Electronic Conference Proceedings

On the Comparison of Microdata Disclosure Control Algorithms

Authors

Abstract

Privacy models such as k-anonymity and l-diversity typically offer an aggregate or scalar notion of the privacy property that holds collectively on the entire anonymized data set. However, they fail to give an accurate measure of privacy with respect to the individual tuples. For example, two anonymizations achieving the same value of k in the k-anonymity model will be considered equally good with respect to privacy protection. However, it is quite possible that for one of the anonymizations a majority of the individual tuples have lesser probabilities of privacy breaches than their counterparts in the other anonymization.
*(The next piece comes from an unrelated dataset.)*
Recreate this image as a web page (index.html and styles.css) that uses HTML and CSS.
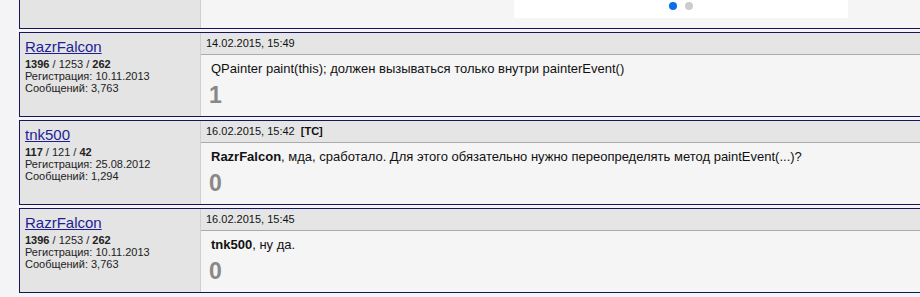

We therefore reject the notion that all anonymizations satisfying a particular privacy property, such as k-anonymity, are equally good. The scalar or aggregate value used in privacy models is often biased towards a fraction of the data set, resulting in higher privacy for some individuals and minimalistic for others. Consequently, to better compare anonymization algorithms, there is a need to formalize and measure this bias. Towards this end, we advocate the use of vector-based methods for representing privacy and other measurable properties of an anonymization. We represent the measure of a given property for an anonymized data set using a property vector. Anonymizations are then compared using quality index functions that quantify the effectiveness of the property vectors. A formal analysis with respect to their scope and limitations is provided. Finally, we present preference based techniques when comparisons are to be made across multiple properties induced by anonymizations.

Session

EDBT Research Session 7: Privacy & Security (Tuesday, March 24, 16:00—17:30)